2.4.1. Basic RPC Operation
To understand how RPC works, it is important first to fully understand how a conventional (i.e., single machine) procedure call works. Consider a call like
count = read(fd, buf, nbytes);
where fd is an integer, buf is an array of characters, and nbytes is another integer. If the call is made from the main program, the stack will be as shown in Fig. 2-17(a) before the call. To make the call, the caller pushes the parameters onto the stack in order, last one first, as shown in Fig. 2-17(b). (The reason that C compilers push the parameters in reverse order has to do with printf — by doing so, printf can always locate its first parameter, the format string.) After read has finished running, it puts the return value in a register, removes the return address, and transfers control back to the caller.

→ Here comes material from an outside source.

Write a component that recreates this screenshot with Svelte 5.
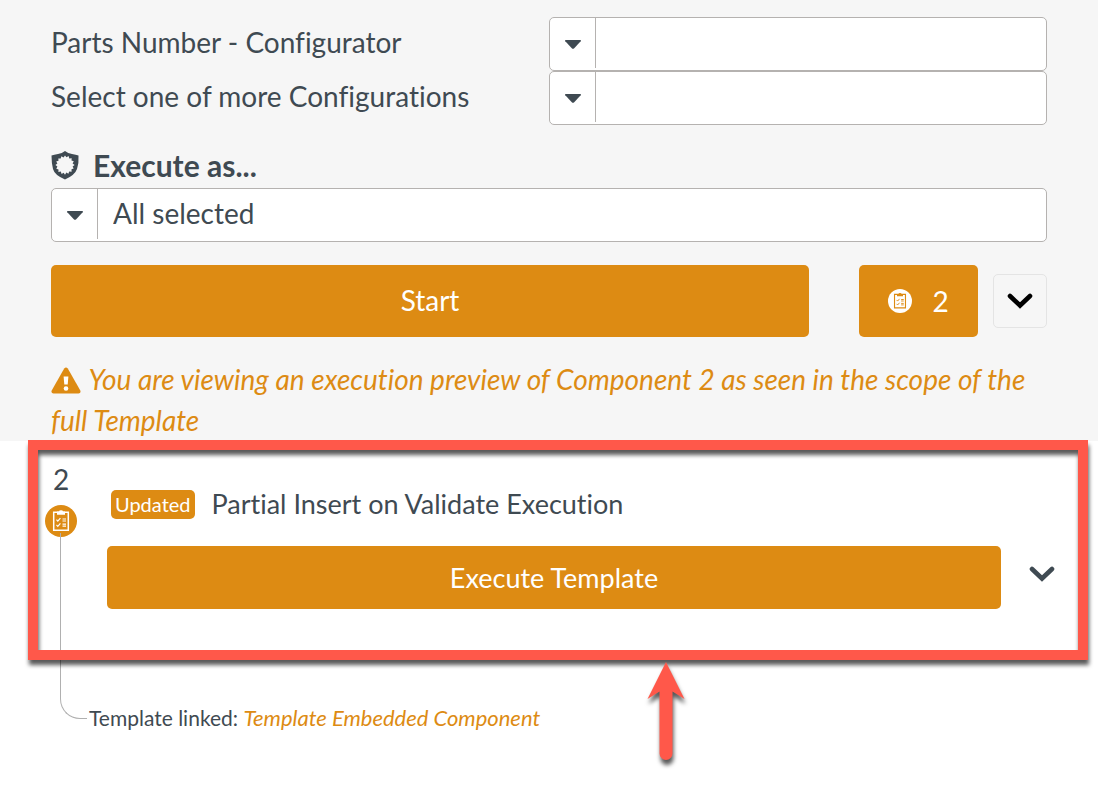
<script lang="ts">
	const fields = [
		{ id: 'parts-number', label: 'Parts Number - Configurator' },
		{ id: 'configurations', label: 'Select one of more Configurations' }
	];

	let executeAs = $state('all');
	let taskCount = 2;
</script>

<svelte:head>
	<title>Execution preview</title>
</svelte:head>

{#snippet caret()}
	<span class="caret">
		<svg viewBox="0 0 18 11" width="18" height="11" aria-hidden="true">
			<path d="M1.8 1h14.4q1.4 0 .5 1.2L10.2 9.2q-1.2 1-2.4 0L1.3 2.2Q.4 1 1.8 1z" fill="#3f4a52" />
		</svg>
	</span>
{/snippet}

{#snippet clipboard(disc, ink, size)}
	<svg viewBox="0 0 32 32" width={size} height={size} aria-hidden="true">
		<circle cx="16" cy="16" r="16" fill={disc} />
		<g fill="none" stroke={ink}>
			<path d="M8.7 7.2h14.6v18H8.7z" stroke-width="1.5" />
			<path d="M11.5 14.600l1.300 1.500 2.600-3M11.500 19.800l1.300 1.500 2.600-3" stroke-width="1.200" />
			<path d="M17.5 14h3.500M17.500 16h3.500M17.500 19.200h3.500M17.500 21.200h3.500" stroke-width="1.200" />
		</g>
		<path d="M12 6.500h2q0-1.200 2-1.200t2 1.200h2v3.200h-8z" fill={ink} />
	</svg>
{/snippet}

{#snippet chevron()}
	<svg viewBox="0 0 26 16" width="26" height="16" aria-hidden="true">
		<path d="M3 3l10 9.5L23 3" fill="none" stroke="currentColor" stroke-width="4.6" stroke-linecap="round" />
	</svg>
{/snippet}

<main>
	<section class="panel">
		{#each fields as field}
			<div class="field">
				<label for={field.id}>{field.label}</label>
				<div class="combo">
					{@render caret()}
					<select id={field.id}>
						<option value=""></option>
					</select>
				</div>
			</div>
		{/each}

		<label class="heading" for="execute-as">
			<svg viewBox="0 0 28 30" width="28" height="30" aria-hidden="true">
				<path
					d="M14 1Q17 3.500 21 4t6.500 1.500Q28 13 26 19T14 29.500Q3.500 25 2 19T.5 5.500Q3 4.500 7 4t7-3z"
					fill="#3f4a52"
				/>
				<path
					d="M14 5.500l1.500 1.800 2.100-1.200.7 2.300 2.400-.2-.2 2.400 2.300.7-1.200 2.100 2 1.500-2 1.500 1.100 2.100-2.200.7.1 2.500-2.400-.3-.8 2.300-2-1.200L14 24.700l-1.400-2-2 1.200-.8-2.300-2.400.3.1-2.500-2.200-.7 1.100-2.100-2-1.500 2-1.500-1.200-2.100 2.300-.7-.2-2.400 2.400.2.700-2.300 2.100 1.200z"
					fill="#f6f6f6"
				/>
			</svg>
			Execute as...
		</label>
		<div class="combo">
			{@render caret()}
			<select id="execute-as" bind:value={executeAs}>
				<option value="all">All selected</option>
			</select>
		</div>

		<div class="actions">
			<button class="primary start">Start</button>
			<button class="primary counter">
				{@render clipboard('#fff', '#dd8b13', 24)}
				{taskCount}
			</button>
			<button class="toggle" aria-label="More options">{@render chevron()}</button>
		</div>

		<p class="notice">
			<svg viewBox="0 0 30 27" width="30" height="27" aria-hidden="true">
				<path
					d="M13.2 1.5q1.8-2 3.6 0l12.5 22q.9 2.500-1.800 3h-25q-2.700-.5-1.800-3z"
					fill="#dd8b13"
				/>
				<path d="M12.6 9.500h4.800l-.7 8h-3.400z" fill="#fff" />
				<circle cx="15" cy="21.500" r="2.300" fill="#fff" />
			</svg>
			You are viewing an execution preview of Component 2 as seen in the scope of the full Template
		</p>
	</section>

	<section class="task">
		<div class="rail">
			<span class="index">2</span>
			{@render clipboard('#dd8b13', '#fff', 32)}
			<span class="connector"></span>
		</div>

		<div class="body">
			<div class="title">
				<span class="badge">Updated</span>
				<span>Partial Insert on Validate Execution</span>
			</div>
			<div class="run">
				<button class="primary execute">Execute Template</button>
				<button class="expand" aria-label="Expand">{@render chevron()}</button>
			</div>
		</div>

		<p class="linked">Template linked: <a href="#template">Template Embedded Component</a></p>

		<div class="callout">
			<svg class="arrow" viewBox="0 0 60 124" width="60" height="124" aria-hidden="true">
				<path
					d="M30 6l18.500 37-12-7.500v62a6.500 6.500 0 0 1-13 0V35.500l-12 7.500z"
					fill="#ff584a"
				/>
			</svg>
		</div>
	</section>
</main>

<style>
	:global(body) {
		margin: 0;
		background: #fff;
	}

	main {
		font-family: Lato, 'Open Sans', sans-serif;
		font-size: 28px;
		font-variant-ligatures: none;
		line-height: 34px;
		color: #3f4a52;
	}

	button,
	select {
		font: inherit;
		font-variant-ligatures: none;
		color: inherit;
		border: none;
		margin: 0;
		padding: 0;
		background: transparent;
	}

	button {
		cursor: pointer;
	}

	svg {
		display: block;
		flex-shrink: 0;
	}

	.panel {
		padding: 17px 51px 0;
		background: #f6f6f6;
	}

	.field {
		display: grid;
		grid-template-columns: 1fr 1fr;
		align-items: center;
	}

	.field label {
		padding-bottom: 4px;
	}

	.combo {
		display: flex;
		height: 54px;
		box-sizing: border-box;
		border: 1px solid #b5b2b0;
		border-radius: 5px;
		background: #fff;
	}

	.caret {
		display: flex;
		align-items: center;
		justify-content: center;
		width: 46px;
		height: 50px;
		padding-top: 2px;
		box-sizing: border-box;
		border-right: 1px solid #b5b2b0;
	}

	.combo select {
		flex: 1;
		min-width: 0;
		padding: 0 15px 4px;
		appearance: none;
		outline: none;
	}

	.heading {
		display: flex;
		align-items: center;
		gap: 14px;
		margin-top: 23px;
		padding-bottom: 6px;
		font-size: 30px;
		font-weight: 700;
	}

	.actions {
		display: flex;
		align-items: center;
		margin: 23px 0 22px;
	}

	.primary {
		background: #dd8b13;
		border-radius: 5px;
		color: #fff;
	}

	.start {
		flex: 1;
		height: 72px;
		margin-right: 50px;
		padding-bottom: 2px;
	}

	.counter {
		display: flex;
		align-items: center;
		justify-content: center;
		gap: 20px;
		width: 119px;
		height: 72px;
		margin-right: 15px;
	}

	.toggle {
		display: flex;
		align-items: center;
		justify-content: center;
		width: 54px;
		height: 54px;
		border: 1px solid #e4e4e4;
		border-radius: 5px;
		color: #000;
	}

	.notice {
		margin: 0;
		font-size: 28px;
		font-style: italic;
		line-height: 41px;
		color: #dd8b13;
	}

	.notice svg {
		display: inline-block;
		margin-right: 2px;
		vertical-align: -4px;
	}

	.task {
		position: relative;
		display: grid;
		grid-template-columns: 42px 1fr;
		column-gap: 2px;
		padding: 21px 43px 54px 45px;
	}

	.rail {
		grid-row: 1 / 3;
		display: flex;
		flex-direction: column;
	}

	.index {
		width: 32px;
		margin-bottom: 9px;
		text-align: center;
	}

	.connector {
		flex: 1;
		margin: -4px 0 16px 15px;
		border: solid #b0b0b0;
		border-width: 0 0 1px 1px;
		border-bottom-left-radius: 20px;
	}

	.body {
		padding: 25px 0 92px 18px;
		font-size: 27px;
	}

	.title {
		display: flex;
		align-items: center;
		gap: 17px;
		margin-bottom: 25px;
	}

	.badge {
		margin-left: 4px;
		padding: 0 4px;
		border-radius: 5px;
		background: #dd8b13;
		color: #fff;
		font-size: 20px;
		line-height: 29px;
	}

	.run {
		display: flex;
		align-items: center;
		gap: 28px;
	}

	.execute {
		flex: 1;
		height: 63px;
	}

	.expand {
		padding-bottom: 8px;
	}

	.linked {
		grid-column: 2;
		margin: 0;
		font-size: 21px;
	}

	.linked a {
		font-size: 22px;
		font-style: italic;
		color: #dd8b13;
		text-decoration: none;
	}

	.callout {
		position: absolute;
		top: -1px;
		left: 28px;
		right: 10px;
		height: 220px;
		box-sizing: border-box;
		border: 10px solid #ff584a;
		filter: drop-shadow(1px 5px 2px rgba(0, 0, 0, 0.65));
		pointer-events: none;
	}

	.arrow {
		position: absolute;
		top: 206px;
		left: calc(60% - 26px);
	}
</style>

The caller then removes the parameters from the stack, returning it to the original state, as shown in Fig. 2-17(c).
Fig. 2-17. (a) The stack before the call to read. (b) The stack while the called procedure is active. (c) The stack after the return to the caller.
Several things are worth noting. For one, in C, parameters can be call-by-value or call-by-reference. A value parameter, such as fd or nbytes, is simply copied to the stack as shown in Fig. 2-17(b). To the called procedure, a value parameter is just an initialized local variable. The called procedure may modify it, but such changes do not affect the original value at the calling side.
A reference parameter in C is a pointer to a variable (i.e., the address of the variable), rather than the value of the variable. In the call to read, the second parameter is a reference parameter because arrays are always passed by reference in C. What is actually pushed onto the stack is the address of the character array. If the called procedure uses this parameter to store something into the character array, it does modify the array in the calling procedure. The difference between call-by-value and call-by-reference is quite important for RPC, as we shall see.
One other parameter passing mechanism also exists, although it is not used in C. It is called call-by-copy/restore. It consists of having the variable copied to the stack by the caller, as in call-by-value, and then copied back after the call, overwriting the caller's original value. Under most conditions, this achieves the same effect as call-by-reference, but in some situations, such as the same parameter being present multiple times in the parameter list, the semantics are different.
The decision of which parameter passing mechanism to use is normally made by the language designers and is a fixed property of the language. Sometimes it depends on the data type being passed. In C, for example, integers and other scalar types are always passed by value, whereas arrays are always passed by reference, as we have seen. In contrast, Pascal programmers can choose which mechanism they want for each parameter. The default is call-by-value, but programmers can force call-by-reference by inserting the keyword var before specific parameters. Some Ada® compilers use copy/restore for in out parameters, but others use call-by-reference. The language definition permits either choice, which makes the semantics a bit fuzzy.
The idea behind RPC is to make a remote procedure call look as much as possible like a local one. In other words, we want RPC to be transparent — the calling procedure should not be aware that the called procedure is executing on a different machine, or vice versa. Suppose that a program needs to read some data from a file. The programmer puts a call to read in the code to get the data. In a traditional (single-processor) system, the read routine is extracted from the library by the linker and inserted into the object program. It is a short procedure, usually written in assembly language, that puts the parameters in registers and then issues a READ system call by trapping to the kernel. In essence, the read procedure is a kind of interface between the user code and the operating system.
Even though read issues a kernel trap, it is called in the usual way, by pushing the parameters onto the stack, as shown in Fig. 2-17. Thus the programmer does not know that read is actually doing something fishy.
RPC achieves its transparency in an analogous way. When read is actually a remote procedure (e.g., one that will run on the file server's machine), a different version of read, called a client stub, is put into the library. Like the original one, it too, is called using the calling sequence of Fig. 2-17. Also like the original one, it too, traps to the kernel. Only unlike the original one, it does not put the parameters in registers and ask the kernel to give it data. Instead, it packs the parameters into a message and asks the kernel to send the message to the server as illustrated in Fig. 2-18. Following the call to send, the client stub calls receive, blocking itself until the reply comes back.